While the number of sole proprietorships has exploded over the past three decades, their revenues and income have remained largely constant in inflation-adjusted terms. The end result has been a decline in real sales and income at the average sole proprietorship, Internal Revenue Service (IRS) statistics reveal.
Between 1980 and 2007, Americans dramatically increased the rate at which they run sole proprietorships, moving from 39.2 for every thousand people in 1980 to 76.7 in 2007. While the per capita number of Schedule C filers declined slightly during the Great Recession and then increased slightly during the recovery that followed, the overall pattern remains one of an upward trend in the per capita number of sole proprietorships over the past 31 years.
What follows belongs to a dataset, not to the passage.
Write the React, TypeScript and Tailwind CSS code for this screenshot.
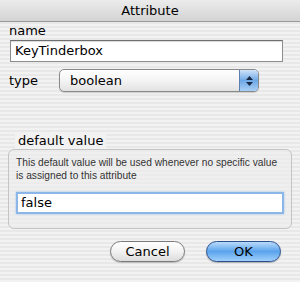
import React from 'react'

const font = { fontFamily: '"DejaVu Sans", "Liberation Sans", sans-serif' }

const App = () => {
    return (
        <div
            className="w-[300px] h-[282px] overflow-hidden bg-[repeating-linear-gradient(to_bottom,#f2f2f2_0px,#f2f2f2_2px,#e8e8e8_2px,#e8e8e8_4px)] text-black"
            style={font}
        >
            {/* title bar */}
            <div className="h-[22px] flex items-center justify-center bg-gradient-to-b from-[#ececec] to-[#d3d3d3] border-b border-[#9a9a9a] text-[13px]">
                Attribute
            </div>

            <div className="px-[8px]">
                <div className="text-[13px] leading-[16px] mt-[1px] ml-[1px]">name</div>
                <div className="mt-[1px] ml-[2px] w-[273px] h-[22px] bg-white border border-[#8e8e8e] border-t-[#6f6f6f] shadow-[inset_0_1px_1px_rgba(0,0,0,0.15)] flex items-center px-[4px] text-[13px]">
                    KeyTinderbox
                </div>

                <div className="flex items-center mt-[7px]">
                    <span className="text-[13px] w-[50px] ml-[1px]">type</span>
                    <div className="w-[200px] h-[23px] rounded-[5px] border border-[#8a8a8a] bg-gradient-to-b from-white via-[#f4f4f4] to-[#e2e2e2] flex items-center overflow-hidden shadow-[0_1px_1px_rgba(0,0,0,0.15)]">
                        <span className="flex-1 pl-[10px] text-[13px]">boolean</span>
                        <div className="w-[19px] h-full bg-gradient-to-b from-[#cfe3f8] via-[#6ea8e6] to-[#a8d0f5] border-l border-[#5b7fb0] flex flex-col items-center justify-center gap-[2px]">
                            <svg width="7" height="4" viewBox="0 0 7 4"><path d="M3.5 0L7 4H0z" fill="#1a2a44" /></svg>
                            <svg width="7" height="4" viewBox="0 0 7 4"><path d="M0 0h7L3.5 4z" fill="#1a2a44" /></svg>
                        </div>
                    </div>
                </div>

                {/* default value group */}
                <div className="mt-[57px] relative">
                    <div className="absolute -top-[17px] left-[7px] px-[3px] text-[13px] leading-[17px] bg-[#f2f2f2]">default value</div>
                    <div className="h-[80px] rounded-[6px] border border-[#c4c4c4] bg-[#ececec]/60 px-[7px] pt-[6px]">
                        <p className="whitespace-nowrap text-[10.2px] leading-[13px] text-[#333]" style={{ fontFamily: '"Liberation Sans", Arial, sans-serif' }}>
                            This default value will be used whenever no specific value
                            <br />
                            is assigned to this attribute
                        </p>
                        <div className="mt-[10px] h-[22px] bg-white border-2 border-[#8cb6e8] flex items-center px-[3px] text-[13px] shadow-[0_0_2px_#9ec3ef]">
                            false
                        </div>
                    </div>
                </div>

                <div className="flex justify-end gap-[21px] mt-[12px] mr-[11px]">
                    <button className="w-[75px] h-[21px] rounded-full border border-[#7a7a7a] bg-gradient-to-b from-white via-[#f2f2f2] to-[#dcdcdc] text-[13px] leading-none shadow-[0_1px_1px_rgba(0,0,0,0.2)]">
                        Cancel
                    </button>
                    <button className="w-[75px] h-[21px] rounded-full border border-[#2b4f8a] bg-gradient-to-b from-[#b9dbfa] via-[#5aa3ec] to-[#9fd0fb] text-[13px] leading-none shadow-[0_1px_1px_rgba(0,0,0,0.25)]">
                        OK
                    </button>
                </div>
            </div>
        </div>
    )
}

export default App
The large increase in number of proprietorships was not met with a comparable rise in their revenues, which increased only 12.7 percent in inflation-adjusted terms over the three-plus decade period. The inevitable result was a dramatic decline in sales at the average proprietorship, which dropped from $122,000 to $52,400 when measured in inflation-adjusted terms, as the figure below shows.
Real income at the average sole proprietorship follows a similar long-term downward trend. After rising from 1982 to 1988, it declined from $16,990 per year in 1988 to a low of $11,020 in 2009 and then subsequently recovered to $11,700 in 2011. (All income figures are measured in 2010 dollars.)
The rise in sole proprietorships resulted primarily from an increase in the number of businesses in the economy, rather than a shift by owners towards the proprietorship legal form. Between 1980 and 2011, the per capita number of American businesses increased from 57.1 businesses per thousand people to 104.5 businesses per thousand, a rise of 82.7 percent.
IRS statistics show that sole proprietorships have maintained a roughly constant share of American businesses for the past decade. They did increase from 68.6 percent of U.S. businesses in 1980 to 74.5 percent in 1993, but then declined to 71.6 percent by 2000. (Sole proprietorships comprised 72.0 percent of American businesses in 2011.)
Sole proprietorships’ share of business revenues and income follow different patterns. Sole proprietors’ share of business receipts were largely constant between 1980 and 1992. But from 1992 to 2011, they declined from 5.7 percent to 3.6 percent of total business revenues.
Sole proprietorships’ share of business income rose in the early 1980s and then was (noisily) constant until 1991. Since then it has fluctuated, but trended downward, from 27.0 percent in 1991 to 12.9 percent in 2011.